The industry freefall has been caused by a wicked combination of factors that has many producers, citizens and governments writing off much of the industry and assuming the U.S. market has evaporated.
However, because this crisis was caused by the combination of COOL, H1N1 and a cyclical downturn, once the combination ends there may be more of a market south of the border than most assume.
“It’s not as if they don’t want our hogs, it’s just that they have these extra burdens with taking our hogs,” Grier said.
With a massive oversupply of hogs in the market, U.S. packers don’t need to bother with the complications of accepting Canadian slaughter hogs or American slaughter hogs produced from Canadian weanlings. Most analysts say that supply glut will last into the second quarter of 2010.
The glut was caused by the H1N1 flu virus, most analysts say, which backed up export pork into the North American market and snuffed out what should have been a spring and summer rally. North American producers have been losing money for two years in a cyclical trough, but 2009 was widely assumed to be the year of recovery.
H1N1, occurring as the price recovery was expected to begin, swamped the market after a number of importing countries shut their doors to U.S. and Canadian pork.
“The spring and summer rally would not have saved many producers, but it would have saved some,” Grier said.
“They would have built up some equity. With H1N1, there’s no spring and summer rally and we’re going into the fall, when prices typically tank even in good years, and we’re in a historical low.”

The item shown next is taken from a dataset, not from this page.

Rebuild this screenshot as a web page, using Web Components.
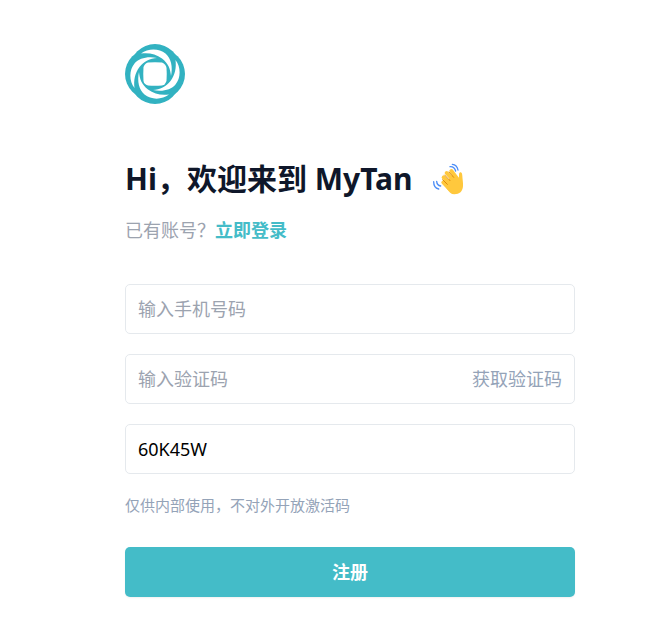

Surviving the extended price trough is the main challenge facing Canadian producers. However, once that’s past, American packers have already shown a willingness to accept Canadian pigs.

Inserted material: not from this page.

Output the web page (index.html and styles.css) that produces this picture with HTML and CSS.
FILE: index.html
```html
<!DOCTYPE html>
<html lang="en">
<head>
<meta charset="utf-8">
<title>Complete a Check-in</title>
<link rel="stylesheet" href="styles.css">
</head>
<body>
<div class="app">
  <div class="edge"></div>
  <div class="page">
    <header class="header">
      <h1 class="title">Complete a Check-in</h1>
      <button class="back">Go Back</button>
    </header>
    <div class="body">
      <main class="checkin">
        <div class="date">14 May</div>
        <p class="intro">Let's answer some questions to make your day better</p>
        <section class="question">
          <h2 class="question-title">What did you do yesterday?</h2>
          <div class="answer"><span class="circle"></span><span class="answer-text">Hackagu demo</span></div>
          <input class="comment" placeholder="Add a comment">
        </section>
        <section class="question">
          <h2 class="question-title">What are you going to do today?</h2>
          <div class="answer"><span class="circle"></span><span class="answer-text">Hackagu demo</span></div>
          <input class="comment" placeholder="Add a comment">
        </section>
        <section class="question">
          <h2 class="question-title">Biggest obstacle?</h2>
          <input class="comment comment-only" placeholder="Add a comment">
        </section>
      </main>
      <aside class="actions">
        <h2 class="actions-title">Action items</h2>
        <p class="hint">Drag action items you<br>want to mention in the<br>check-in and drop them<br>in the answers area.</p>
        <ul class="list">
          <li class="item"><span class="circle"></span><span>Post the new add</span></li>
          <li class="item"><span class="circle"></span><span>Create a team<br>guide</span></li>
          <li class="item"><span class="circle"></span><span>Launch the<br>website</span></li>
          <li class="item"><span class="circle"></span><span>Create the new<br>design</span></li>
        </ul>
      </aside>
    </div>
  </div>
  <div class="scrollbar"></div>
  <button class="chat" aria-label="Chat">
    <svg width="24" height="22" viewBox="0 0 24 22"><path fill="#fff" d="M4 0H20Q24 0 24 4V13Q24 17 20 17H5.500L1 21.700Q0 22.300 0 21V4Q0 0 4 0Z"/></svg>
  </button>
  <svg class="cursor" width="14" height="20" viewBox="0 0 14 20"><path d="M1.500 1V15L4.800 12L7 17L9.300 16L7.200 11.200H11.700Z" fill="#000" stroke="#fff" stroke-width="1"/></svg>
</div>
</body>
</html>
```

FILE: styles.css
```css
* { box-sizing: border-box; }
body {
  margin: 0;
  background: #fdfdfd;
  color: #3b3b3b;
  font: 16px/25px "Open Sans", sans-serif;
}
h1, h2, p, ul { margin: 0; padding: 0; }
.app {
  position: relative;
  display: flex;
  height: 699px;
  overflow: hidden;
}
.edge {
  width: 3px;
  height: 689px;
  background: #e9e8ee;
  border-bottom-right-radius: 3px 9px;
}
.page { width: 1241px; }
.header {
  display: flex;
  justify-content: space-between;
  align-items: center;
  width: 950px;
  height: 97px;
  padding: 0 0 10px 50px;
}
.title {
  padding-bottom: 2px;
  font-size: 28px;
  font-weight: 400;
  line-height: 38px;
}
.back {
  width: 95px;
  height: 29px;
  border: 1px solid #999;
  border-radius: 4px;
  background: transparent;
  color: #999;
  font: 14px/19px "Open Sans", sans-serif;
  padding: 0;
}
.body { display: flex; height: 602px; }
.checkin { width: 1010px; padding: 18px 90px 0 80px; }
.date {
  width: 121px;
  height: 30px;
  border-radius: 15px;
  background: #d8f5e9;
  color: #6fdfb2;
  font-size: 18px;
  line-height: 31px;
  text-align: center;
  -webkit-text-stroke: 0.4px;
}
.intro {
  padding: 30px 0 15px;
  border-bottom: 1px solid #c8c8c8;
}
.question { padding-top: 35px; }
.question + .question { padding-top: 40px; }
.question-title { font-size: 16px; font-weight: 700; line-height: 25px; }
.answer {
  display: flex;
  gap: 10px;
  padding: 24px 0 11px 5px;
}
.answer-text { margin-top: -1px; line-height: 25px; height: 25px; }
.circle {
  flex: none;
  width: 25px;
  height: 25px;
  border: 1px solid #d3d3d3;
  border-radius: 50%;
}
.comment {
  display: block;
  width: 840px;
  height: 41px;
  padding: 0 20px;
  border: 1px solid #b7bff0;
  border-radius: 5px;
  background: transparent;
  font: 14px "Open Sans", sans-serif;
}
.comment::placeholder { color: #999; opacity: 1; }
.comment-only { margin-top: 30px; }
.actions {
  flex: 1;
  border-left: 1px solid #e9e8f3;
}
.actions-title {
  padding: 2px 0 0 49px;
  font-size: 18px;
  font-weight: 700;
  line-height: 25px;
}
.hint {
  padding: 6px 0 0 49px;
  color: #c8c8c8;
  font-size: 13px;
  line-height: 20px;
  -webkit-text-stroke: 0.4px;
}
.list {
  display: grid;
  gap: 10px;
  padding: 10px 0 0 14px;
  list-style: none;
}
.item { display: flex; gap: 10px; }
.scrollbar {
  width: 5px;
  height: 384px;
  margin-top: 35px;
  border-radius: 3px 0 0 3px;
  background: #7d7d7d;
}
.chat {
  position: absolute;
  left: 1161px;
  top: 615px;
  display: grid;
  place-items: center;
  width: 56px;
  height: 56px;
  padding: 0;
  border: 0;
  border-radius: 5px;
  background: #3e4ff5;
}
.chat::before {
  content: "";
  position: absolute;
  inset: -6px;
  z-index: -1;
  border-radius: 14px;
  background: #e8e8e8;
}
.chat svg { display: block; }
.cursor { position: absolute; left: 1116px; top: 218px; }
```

Tyson has for a long time accepted Canadian hogs, and recently so has Swift. Grier thinks that shows that the return of Canadian hogs to the U.S. market is only a matter of time.
“I think people are waking up to the fact that Tyson’s got an advantage,” Grier said.
“That’ll start perking up again. I knew once Tyson started to do it, others would have to follow suit, because Tyson has an advantage.”
How many Canadian hog operations survive long enough to access that market once the hog and pork glut is gone is anyone’s guess.